For too long the Empire, and its evil Emperor Barack “Muslimtine” Obama, has oppressed the good people (including corporations–they’re people, too) of Nevada. For too long, the Department of the Interior, that wretched hive of scum and villainy, has insisted on setting forth some kind of regulation so that mining companies don’t rape the shit out of Nevada’s land. But now those evil pricks at Interior are going to get what’s coming to them.

That’s right, Nevada knows what this rebellion needs: Ron Paul Kenobi.

One sage Nevadan had this to say:

“If Obamacare gets in, we could literally pay a fine for not buying health insurance,” Crabb continues. “The way I see that is: Get health insurance, pay the bill, and Sieg Heil!” He lifts his arm in a mock Nazi salute, accidentally showing off a tattoo of a naked woman he got on “one bad night in the Philippines.” The government doesn’t know how to solve problems, but he does. For example: Why not stop bailing out banks and cut checks to voters instead?

Truer words were never spoken: health care is exactly like the wholesale murder of a religious and ethnic group. Fucking exactly like it. And why give bailouts to those lazy-ass banks? Instead, send me some money; whisky and hookers are expensive!

Without an intervention of some kind, Emperor Muslimtine will surely put every single mining company out of business because if taxes got to high what would be the point in mining? The mining companies might just up and quit mining, leaving all that precious gold to the gnomes and dwarves! And we all know what socialist little fuckers they are.

Luckily, these brave Nevadans of Elko support a warrior for this cause; a man of the people, a noble Austrian soul: Ron Paul Kenobi. Even the “Native Americans support him” because he wants to abolish the Department of the Interior.

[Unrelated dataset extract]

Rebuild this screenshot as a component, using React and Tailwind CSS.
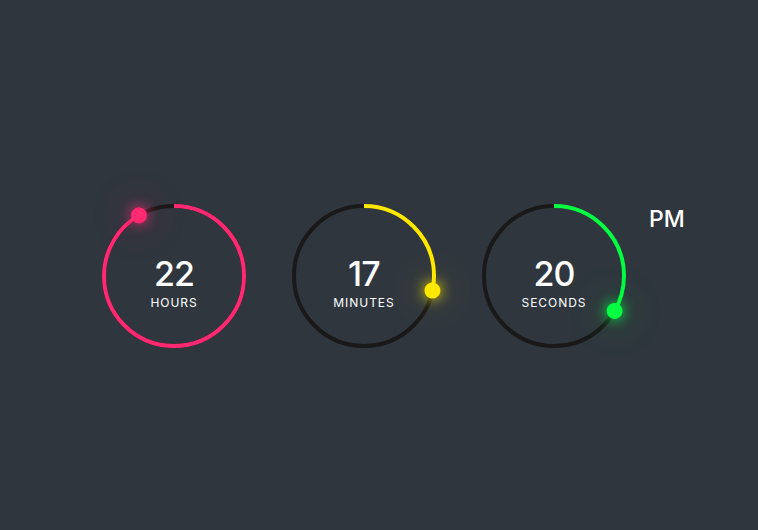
const UNITS = [
  { value: 22, max: 24, label: 'Hours', color: '#ff2972', glow: 'shadow-[0_0_14px_#ff2972,0_0_40px_rgba(255,41,114,0.45)]' },
  { value: 17, max: 60, label: 'Minutes', color: '#fee800', glow: 'shadow-[0_0_14px_#fee800,0_0_40px_rgba(254,232,0,0.45)]' },
  { value: 20, max: 60, label: 'Seconds', color: '#04fc43', glow: 'shadow-[0_0_14px_#04fc43,0_0_40px_rgba(4,252,67,0.45)]' },
]

const R = 70
const LEN = 2 * Math.PI * R

function Ring({ value, max, label, color, glow }) {
  const frac = value / max
  return (
    <div className="relative w-[150px] h-[150px] flex items-center justify-center">
      <svg className="absolute inset-0 -rotate-90" width="150" height="150" viewBox="0 0 150 150">
        <circle cx="75" cy="75" r={R} fill="none" stroke="#191919" strokeWidth="4" />
        <circle
          cx="75"
          cy="75"
          r={R}
          fill="none"
          stroke={color}
          strokeWidth="4"
          strokeDasharray={LEN}
          strokeDashoffset={LEN * (1 - frac)}
        />
      </svg>

      {/* dot riding on the arc */}
      <div className="absolute inset-0" style={{ transform: `rotate(${frac * 360}deg)` }}>
        <span
          className={`absolute left-1/2 top-[-3px] -ml-2 w-4 h-4 rounded-full ${glow}`}
          style={{ background: color }}
        />
      </div>

      <div className="relative pt-[14px] flex flex-col items-center text-white">
        <span className="text-[34px] font-medium leading-none tracking-tight">{value}</span>
        <span className="mt-[6px] text-[12px] uppercase tracking-[0.08em] leading-none">{label}</span>
      </div>
    </div>
  )
}

export default function App() {
  return (
    <div
      className="min-h-screen bg-[#2f363e] flex justify-center pt-[201px]"
      style={{ fontFamily: 'Inter, "Noto Sans", sans-serif' }}
    >
      <div className="relative flex gap-10 h-[150px] mr-[30px]">
        {UNITS.map((u) => (
          <Ring key={u.label} {...u} />
        ))}
        <span className="absolute left-full top-[7px] ml-5 text-[23px] font-medium text-white leading-none">
          PM
        </span>
      </div>
    </div>
  )
}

The government here is and always was considered a menace. The mining industry is booming now, sure, and this area’s survived decades of busts and crazes, but the current boom looks like a validation of everything Ron Paul says. Precious metals are worth more because other investments aren’t safe; gold is up because dollars aren’t pegged to anything. Paul’s ideas aren’t just scripture for the people of Elko, they are reality.

But what does Ron Paul Kenobi have to say about it? What does that sage and elegant knight from a bygone era think about mining?

“It’s just like any other corporation,” he says. “The tax should be as low as possible. I want real low taxes. That’s secondary to the problem of the welfare-warfare state. If you want to finance endless welfare, entitlements, and all these wars, you have to find all these gimmicks to finance it.”

The greedy mouth of the Emperor does not care about chafing the taxpayer’s teat; no, Emperor Muslimtine needs money to fund his “Muslimtinecare.” How else are all the women of Welfaria, Dirtburg, Rapetown, and Lazyopolis going to pay for abortions?

Thank the Force that we have Elko, Nevada, the mining companies, and Ron Paul Kenobi.